Every one of these breaks because they demand manual effort on every single update. When you're pushing ten applications a week, that friction compounds until the system collapses.

What you actually need

Forget the tool for a second. Think about what the system needs to do:

  • Show you the pipeline. Every active application, organized by stage (saved, applied, screening, interviewing, offer), in one view. Not a filtered spreadsheet. A real pipeline.
  • Connect people to jobs. Every recruiter, hiring manager, and referral linked to the opportunity they're associated with. Jobs are won through people, not portals.
  • Tell you what needs attention. The system should come to you. If you're doing the mental math on follow-up timing, you've already lost.
  • Stay out of your way. Moving a job from "applied" to "screening" should be one click. Not five fields and a dropdown.
  • Remember everything. When you revisit a job two weeks later, the full history should be right there. What happened. When. With whom.

Building your system

Start with stages

Before you add a single job, define your pipeline. This is the skeleton everything hangs on:

  1. Saved for jobs you've bookmarked but haven't applied to yet
  2. Applied for submitted applications
  3. Screening for recruiter calls and phone screens
  4. Interviewing for technical rounds, panels, on-sites
  5. Offer for the ones that worked

Every job lives in exactly one stage. When something changes, you move it. That's the whole system.

Track people, not just companies

This is where most people screw up. They track companies like it's an inventory list. But job searching is a relationship sport. For every active application, you should know:

  • Who your primary contact is (recruiter, hiring manager, referral)
  • When you last spoke with them
  • What they said about next steps

The person who referred you is more important than the company's Glassdoor rating. Full stop.

Set up reminders

Following up within 5 to 7 business days after an interview keeps you top of mind without being annoying. A check-in at the two-week mark after submitting an application is appropriate.

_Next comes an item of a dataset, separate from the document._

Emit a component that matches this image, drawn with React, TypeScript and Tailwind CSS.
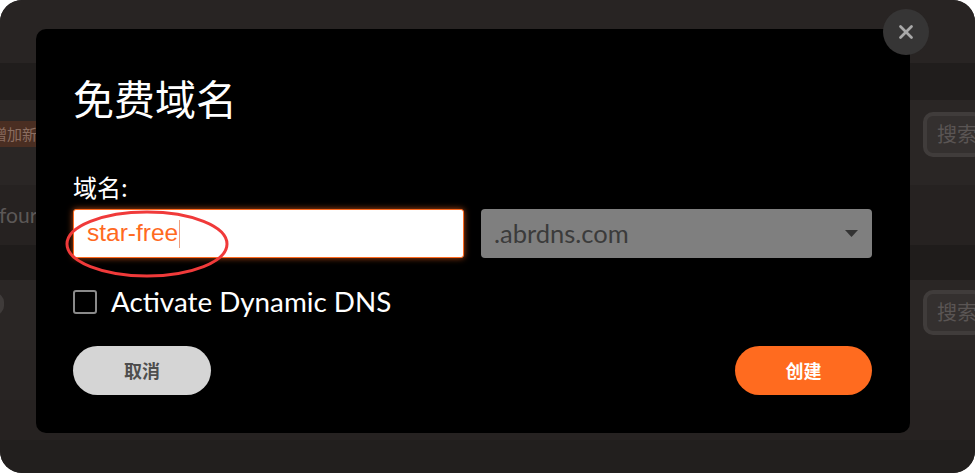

Your system should surface these automatically. The moment you start doing date math in your head, things start falling through cracks. And they will.

Review weekly

Fifteen minutes every Sunday. That's it. Look for:

  • Applications with no response after two weeks (follow up or archive them)
  • Contacts you haven't talked to in 14 days
  • Upcoming interviews that need prep

This one habit catches damn near everything that would otherwise slip by quietly.

The right tool

Orbit was built for exactly this. Visual pipeline. Contact linking. Automatic follow-up reminders. Activity tracking. Everything I just described, working out of the box. If you want to build your own system in Notion or Airtable, you can, but you'll spend hours setting up what should already exist.

The tool matters less than the habit. But the right tool makes the habit effortless.

Here's what changes

When you stop tracking your job search in your head, something shifts. The anxiety drops. The interviews get sharper. You stop wasting energy trying to remember where things stand and start spending it on what actually matters: preparing well, networking with intention, showing up as your best self.

Your brain was never meant to be a database. Let it do what it's actually good at.